Short exercise
Give back the full listing, character for character, with no pictures.

Source excerpt
· · ·
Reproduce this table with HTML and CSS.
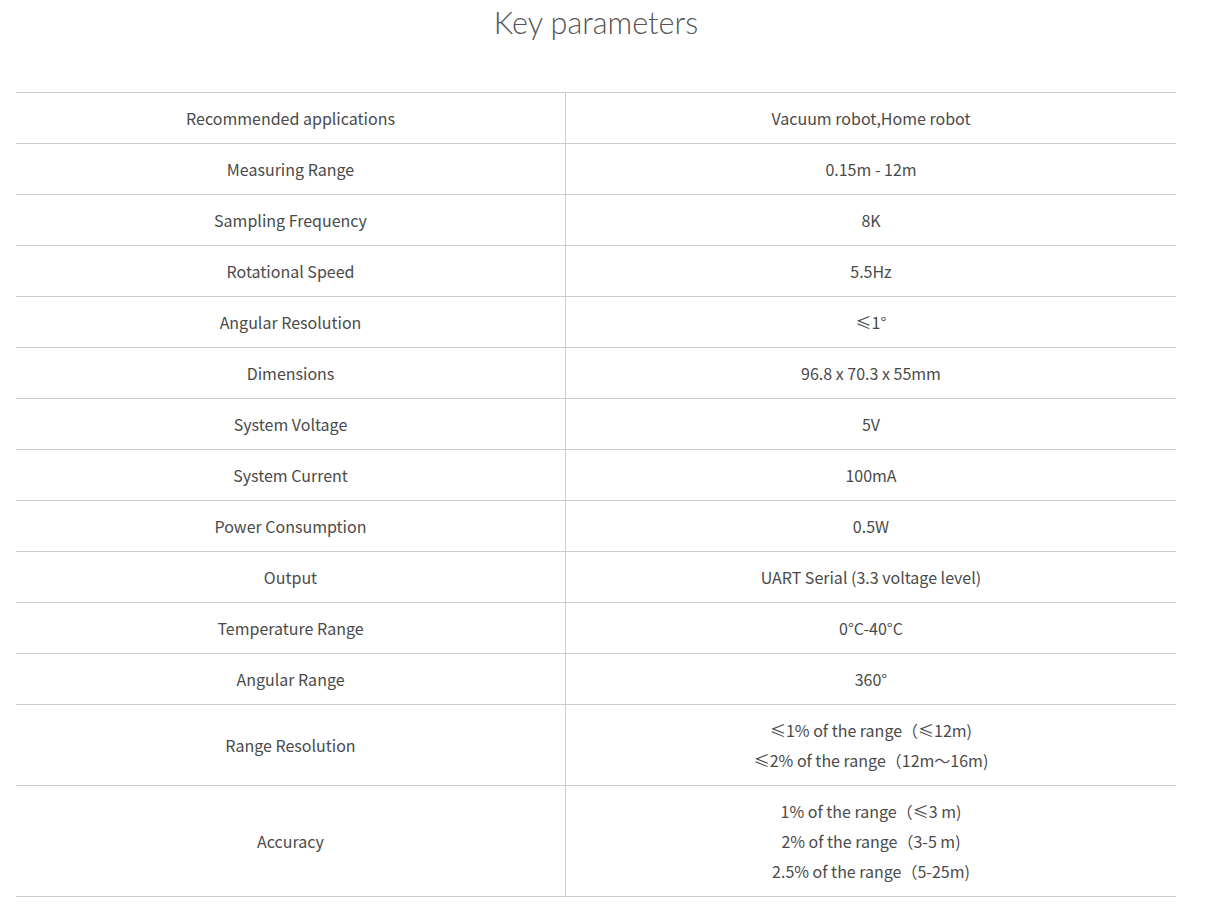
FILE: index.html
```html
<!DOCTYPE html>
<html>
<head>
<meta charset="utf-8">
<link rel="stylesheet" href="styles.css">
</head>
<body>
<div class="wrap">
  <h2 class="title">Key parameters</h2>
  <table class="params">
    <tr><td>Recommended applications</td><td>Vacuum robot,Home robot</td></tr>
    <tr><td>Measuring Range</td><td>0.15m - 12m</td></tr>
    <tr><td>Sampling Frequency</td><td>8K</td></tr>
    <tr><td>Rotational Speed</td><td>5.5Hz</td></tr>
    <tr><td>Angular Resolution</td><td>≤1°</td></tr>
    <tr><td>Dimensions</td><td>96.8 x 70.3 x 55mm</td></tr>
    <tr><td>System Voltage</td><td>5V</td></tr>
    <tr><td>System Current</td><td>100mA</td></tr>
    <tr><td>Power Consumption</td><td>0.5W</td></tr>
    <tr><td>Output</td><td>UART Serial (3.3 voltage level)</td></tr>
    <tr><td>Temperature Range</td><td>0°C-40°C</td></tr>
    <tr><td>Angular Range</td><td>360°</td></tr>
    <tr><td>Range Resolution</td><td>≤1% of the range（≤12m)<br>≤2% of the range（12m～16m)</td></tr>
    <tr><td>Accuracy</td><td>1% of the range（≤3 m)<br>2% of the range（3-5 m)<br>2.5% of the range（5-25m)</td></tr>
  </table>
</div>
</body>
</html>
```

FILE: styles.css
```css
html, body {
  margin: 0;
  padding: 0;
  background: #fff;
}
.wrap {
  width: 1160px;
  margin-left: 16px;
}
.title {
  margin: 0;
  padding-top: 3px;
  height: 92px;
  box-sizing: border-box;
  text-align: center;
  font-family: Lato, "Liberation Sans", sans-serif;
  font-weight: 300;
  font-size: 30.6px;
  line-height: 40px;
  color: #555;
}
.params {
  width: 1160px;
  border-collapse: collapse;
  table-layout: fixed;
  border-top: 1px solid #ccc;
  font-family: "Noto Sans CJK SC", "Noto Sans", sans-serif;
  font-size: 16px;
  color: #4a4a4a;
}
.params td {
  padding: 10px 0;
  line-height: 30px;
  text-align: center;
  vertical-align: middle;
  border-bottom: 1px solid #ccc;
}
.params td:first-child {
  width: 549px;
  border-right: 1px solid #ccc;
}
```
· · ·
Task result
Reproduce this table with HTML and CSS.
FILE: index.html
```html
<!DOCTYPE html>
<html>
<head>
<meta charset="utf-8">
<link rel="stylesheet" href="styles.css">
</head>
<body>
<div class="wrap">
  <h2 class="title">Key parameters</h2>
  <table class="params">
    <tr><td>Recommended applications</td><td>Vacuum robot,Home robot</td></tr>
    <tr><td>Measuring Range</td><td>0.15m - 12m</td></tr>
    <tr><td>Sampling Frequency</td><td>8K</td></tr>
    <tr><td>Rotational Speed</td><td>5.5Hz</td></tr>
    <tr><td>Angular Resolution</td><td>≤1°</td></tr>
    <tr><td>Dimensions</td><td>96.8 x 70.3 x 55mm</td></tr>
    <tr><td>System Voltage</td><td>5V</td></tr>
    <tr><td>System Current</td><td>100mA</td></tr>
    <tr><td>Power Consumption</td><td>0.5W</td></tr>
    <tr><td>Output</td><td>UART Serial (3.3 voltage level)</td></tr>
    <tr><td>Temperature Range</td><td>0°C-40°C</td></tr>
    <tr><td>Angular Range</td><td>360°</td></tr>
    <tr><td>Range Resolution</td><td>≤1% of the range（≤12m)<br>≤2% of the range（12m～16m)</td></tr>
    <tr><td>Accuracy</td><td>1% of the range（≤3 m)<br>2% of the range（3-5 m)<br>2.5% of the range（5-25m)</td></tr>
  </table>
</div>
</body>
</html>
```

FILE: styles.css
```css
html, body {
  margin: 0;
  padding: 0;
  background: #fff;
}
.wrap {
  width: 1160px;
  margin-left: 16px;
}
.title {
  margin: 0;
  padding-top: 3px;
  height: 92px;
  box-sizing: border-box;
  text-align: center;
  font-family: Lato, "Liberation Sans", sans-serif;
  font-weight: 300;
  font-size: 30.6px;
  line-height: 40px;
  color: #555;
}
.params {
  width: 1160px;
  border-collapse: collapse;
  table-layout: fixed;
  border-top: 1px solid #ccc;
  font-family: "Noto Sans CJK SC", "Noto Sans", sans-serif;
  font-size: 16px;
  color: #4a4a4a;
}
.params td {
  padding: 10px 0;
  line-height: 30px;
  text-align: center;
  vertical-align: middle;
  border-bottom: 1px solid #ccc;
}
.params td:first-child {
  width: 549px;
  border-right: 1px solid #ccc;
}
```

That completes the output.